Brain Damage/Eclipse[edit]
This song was inspired by the boredom of the members whilst anticipating the moon to make a full revolution, and is based on the insanity of the band's former leader (before Seamus took over as band leader), Syd Barrett. The song's lyrics are filled with subtle references to Barrett's insanity, such as "I'll see you on the dark side of the moon," and "Syd, you're a fuckin' lunatic!" Interestingly in true anachronistic form, Roger Waters tends to leave "The movie, Tick" in seemingly interesting places, such as his own head. The song then merges into "Eclipse," which is the shortest song on the record.
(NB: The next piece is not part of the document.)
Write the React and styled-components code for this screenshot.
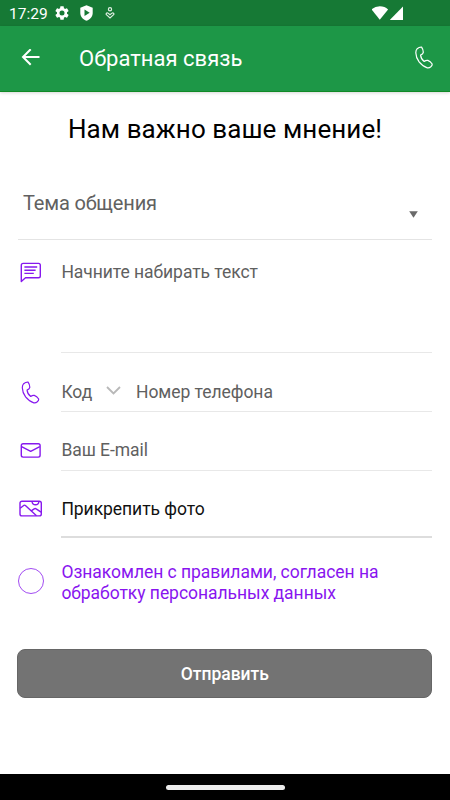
import React from 'react';
import styled, { createGlobalStyle } from 'styled-components';

const GlobalStyle = createGlobalStyle`
  * { box-sizing: border-box; }
  body { margin: 0; background: #fff; font-family: Roboto, "Noto Sans", sans-serif; }
  svg { display: block; flex: none; }
`;

const Screen = styled.div`
  width: 450px;
  height: 800px;
  display: flex;
  flex-direction: column;
  background: #fff;
  overflow: hidden;
`;

const StatusBar = styled.header`
  height: 26px;
  flex: none;
  display: flex;
  align-items: center;
  padding: 0 46px 0 9px;
  background: #167935;
  color: #fff;
`;

const Clock = styled.span`
  width: 46px;
  font-size: 15.5px;
  line-height: 26px;
  padding-top: 2px;
  white-space: nowrap;
`;

const StatusIcons = styled.div`
  display: flex;
  align-items: center;
  gap: ${(p) => p.$gap}px;
  margin-left: ${(p) => (p.$end ? 'auto' : '0')};
`;

const AppBar = styled.div`
  height: 66px;
  flex: none;
  display: flex;
  align-items: center;
  padding: 0 17px 2px 21px;
  background: #1d9747;
  border-bottom: 1px solid #108a26;
  box-shadow: 0 1px 3px rgba(0, 0, 0, 0.16);
  color: #fff;
`;

const AppTitle = styled.h1`
  margin: 0 auto 0 38px;
  padding-top: 2px;
  font-size: 22px;
  font-weight: 400;
  line-height: 30px;
`;

const Form = styled.main`
  flex: 1;
  display: flex;
  flex-direction: column;
  padding: 20px 18px 0;
`;

const Heading = styled.h2`
  margin: 0;
  height: 34px;
  text-align: center;
  font-size: 26px;
  font-weight: 400;
  line-height: 34px;
  letter-spacing: 0.08px;
  color: #000;
  white-space: nowrap;
`;

const Topic = styled.div`
  height: 94px;
  display: flex;
  justify-content: space-between;
  padding: 43px 14px 0 5px;
  border-bottom: 1px solid #e4e4e4;
  font-size: 20px;
  line-height: 28px;
  letter-spacing: -0.17px;
  color: #616161;

  svg { margin-top: 22px; }
`;

const Row = styled.div`
  height: ${(p) => p.$height}px;
  flex: none;
  display: grid;
  grid-template-columns: 43px 1fr;
`;

const IconCell = styled.div`
  padding-top: ${(p) => p.$top}px;
  color: #8718ee;
`;

const Field = styled.div`
  display: flex;
  align-items: flex-start;
  padding: ${(p) => p.$top}px 0 0 0.4px;
  border-bottom: ${(p) => (p.$strong ? '2px solid #dddddd' : '1px solid #e8e8e8')};
  font-size: 17.5px;
  line-height: 24px;
  letter-spacing: -0.05px;
  color: ${(p) => (p.$strong ? '#111' : '#606060')};
  white-space: nowrap;
`;

const CodeSelect = styled.span`
  width: 74.6px;
  display: flex;
  align-items: center;
  gap: 14px;

  svg { margin-top: -3px; }
`;

const Consent = styled.label`
  height: 60px;
  display: grid;
  grid-template-columns: 43.4px 1fr;
  margin-top: 13px;
  padding-top: 11px;
  font-size: 17.5px;
  line-height: 20.5px;
  letter-spacing: -0.04px;
  color: #8814ef;
  white-space: nowrap;
`;

const Radio = styled.span`
  width: 26px;
  height: 26px;
  margin-top: 6px;
  border: 1px solid #a24cf2;
  border-radius: 50%;
`;

const Submit = styled.button`
  height: 49px;
  flex: none;
  margin: 38px -0.3px 0 -0.7px;
  padding: 1px 0 0;
  border: 1px solid #666;
  border-radius: 8px;
  background: #737373;
  color: #fff;
  font: 500 17.5px Roboto, sans-serif;
`;

const NavBar = styled.footer`
  height: 26px;
  flex: none;
  display: flex;
  justify-content: center;
  align-items: center;
  background: #000;
`;

const Handle = styled.div`
  width: 119px;
  height: 5px;
  border-radius: 3px;
  background: #ececec;
`;

const Phone = ({ w, h, stroke }) => (
  <svg width={w} height={h} viewBox="0 0 18 23" fill="none" stroke="currentColor" strokeWidth={stroke} strokeLinejoin="round">
    <path d="M2.2 2.7Q4.2.9 6.6 1.1Q8.3 3.5 8.3 6.3Q8.1 7.8 5.6 9.1Q5.8 12.7 9.2 15.5Q11.2 13.9 12.8 14.4Q15.4 15.4 17.2 18Q17.3 19.4 15.8 20.8Q14.3 22.1 12.3 21.8Q7.9 20.6 4.1 15.9Q.9 11.4.8 6.7Q.8 4.2 2.2 2.7Z" />
  </svg>
);

const Gear = () => (
  <svg width="14" height="14" viewBox="2 2 20 20" fill="#fff">
    <path d="M19.14 12.94c.04-.3.06-.61.06-.94s-.02-.64-.07-.94l2.03-1.58a.49.49 0 0 0 .12-.61l-1.92-3.32a.49.49 0 0 0-.59-.22l-2.39.96a7 7 0 0 0-1.62-.94l-.36-2.54a.48.48 0 0 0-.48-.41h-3.84a.48.48 0 0 0-.47.41l-.36 2.54c-.59.24-1.13.57-1.62.94l-2.39-.96a.48.48 0 0 0-.59.22L2.74 8.87a.47.47 0 0 0 .12.61l2.03 1.58a6.4 6.4 0 0 0 0 1.88l-2.03 1.58a.49.49 0 0 0-.12.61l1.92 3.32c.12.22.37.29.59.22l2.39-.96c.5.38 1.03.7 1.62.94l.36 2.54c.05.24.24.41.48.41h3.84c.24 0 .44-.17.47-.41l.36-2.54a7 7 0 0 0 1.62-.94l2.39.96c.22.08.47 0 .59-.22l1.92-3.32a.47.47 0 0 0-.12-.61zM12 15.6a3.6 3.6 0 1 1 0-7.2 3.6 3.6 0 0 1 0 7.2z" />
  </svg>
);

const Shield = () => (
  <svg width="13" height="16" viewBox="0 0 13 16">
    <path d="M6.5.3 12.7 2.7v5.2c0 3.6-2.6 6.4-6.2 7.8C2.9 14.3.3 11.5.3 7.9V2.7z" fill="#fff" />
    <path d="m4.5 4.6 5.2 3.2-5.2 3.3z" fill="#167935" />
  </svg>
);

const Care = () => (
  <svg width="12" height="12" viewBox="-2 0 12 12" fill="none" stroke="#e0eee2" strokeWidth="1.2">
    <circle cx="5" cy="2.3" r="1.6" />
    <path d="M5 7.8 3 6.1a1.1 1.1 0 1 0-1.4 1.8L5 10.9l3.4-3a1.1 1.1 0 1 0-1.4-1.8z" />
  </svg>
);

const Wifi = () => (
  <svg width="18" height="14" viewBox="0 0 18 14" fill="#fff">
    <path d="M.7 3.5Q4 .3 9 .3t8.3 3.2L9 13.7z" transform="translate(-1.2 0)" />
  </svg>
);

const Signal = () => (
  <svg width="14" height="14" viewBox="0 0 14 14" fill="#fff">
    <path d="M13 .4V14H-.3z" />
  </svg>
);

const Back = () => (
  <svg width="20" height="18" viewBox="0 0 20 18" fill="none" stroke="#fff" strokeWidth="2">
    <path d="M18.5 8H2.2M9.7 0.2 2 8l7.7 7.8" />
  </svg>
);

const Message = () => (
  <svg width="26" height="22" viewBox="0 0 26 22" fill="none" stroke="currentColor" strokeWidth="1.4" strokeLinejoin="round">
    <path d="M3.3 19.5V3.2Q3.3 1.4 5.1 1.4H20.5Q22.3 1.4 22.3 3.2V14Q22.3 15.8 20.5 15.8H7.5Z" />
    <path d="M6.4 5h12.8M6.4 8.3h11.2M6.4 11.4h9.4" />
  </svg>
);

const Mail = () => (
  <svg width="26" height="18" viewBox="0 0 26 18" fill="none" stroke="currentColor" strokeWidth="1.4" strokeLinejoin="round">
    <rect x="3.3" y="1.7" width="18.8" height="13.4" rx="1.8" />
    <path d="m3.6 4.7 9.1 4.6 9.1-4.6" />
  </svg>
);

const Photo = () => (
  <svg width="26" height="18" viewBox="0 0 26 18" fill="none" stroke="currentColor" strokeWidth="1.4" strokeLinejoin="round">
    <rect x="2" y="1.2" width="21.3" height="14.7" rx="2" />
    <path d="M2.2 8.2 6 5.3q.7-.4 1.4.2L18.5 15.7M13.2 10.8l3-2q1.1-.7 2 .1l4.8 3.3M14 1.5q.4 3.3 3.5 3.3t3.4-3.3" />
  </svg>
);

const Chevron = () => (
  <svg width="15" height="9" viewBox="0 0 15 9" fill="none" stroke="#b8b8b8" strokeWidth="1.8">
    <path d="m1 1 6.5 6.5L14 1" />
  </svg>
);

const Caret = () => (
  <svg width="9" height="7" viewBox="0 0 9 7" fill="#6a6a6a">
    <path d="M.2.3h8.6L4.5 6.7z" />
  </svg>
);

export default function App() {
  return (
    <Screen>
      <GlobalStyle />
      <StatusBar>
        <Clock>17:29</Clock>
        <StatusIcons $gap={10.5}>
          <Gear />
          <Shield />
          <Care />
        </StatusIcons>
        <StatusIcons $gap={0} $end>
          <Wifi />
          <Signal />
        </StatusIcons>
      </StatusBar>
      <AppBar>
        <Back />
        <AppTitle>Обратная связь</AppTitle>
        <Phone w={18} h={23} stroke={1.2} />
      </AppBar>
      <Form>
        <Heading>Нам важно ваше мнение!</Heading>
        <Topic>
          Тема общения
          <Caret />
        </Topic>
        <Row $height={113}>
          <IconCell $top={22}><Message /></IconCell>
          <Field $top={20}>Начните набирать текст</Field>
        </Row>
        <Row $height={59}>
          <IconCell $top={28}><Phone w={25} h={23} stroke={1.2} /></IconCell>
          <Field $top={27}>
            <CodeSelect>Код <Chevron /></CodeSelect>
            Номер телефона
          </Field>
        </Row>
        <Row $height={59}>
          <IconCell $top={30}><Mail /></IconCell>
          <Field $top={26}>Ваш E-mail</Field>
        </Row>
        <Row $height={67}>
          <IconCell $top={29}><Photo /></IconCell>
          <Field $top={26} $strong>Прикрепить фото</Field>
        </Row>
        <Consent>
          <Radio />
          <span>Ознакомлен с правилами, согласен на<br />обработку персональных данных</span>
        </Consent>
        <Submit type="button">Отправить</Submit>
      </Form>
      <NavBar>
        <Handle />
      </NavBar>
    </Screen>
  );
}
It brings the album to a crashing climax as one of the people "Floyd" invited to party that night realizes that "...there is no dark side of the moon", followed by another cogently stating "It's all dark", then David Gilmour's heart beat is recorded again, until it stops because he saw Roger Waters smile for the first time.
Album Cover[edit]
The cover of the Pink Floyd album is actually declassified blueprints of a secret government weapon developed by the Bush Administration that converted light into a powerful rainbow beam of death. However, the project was scrapped when the rainbow beam turned its victims gay instead of killing them. Some government officials considered this a fate worse than death, but they were executed anyway for their failure.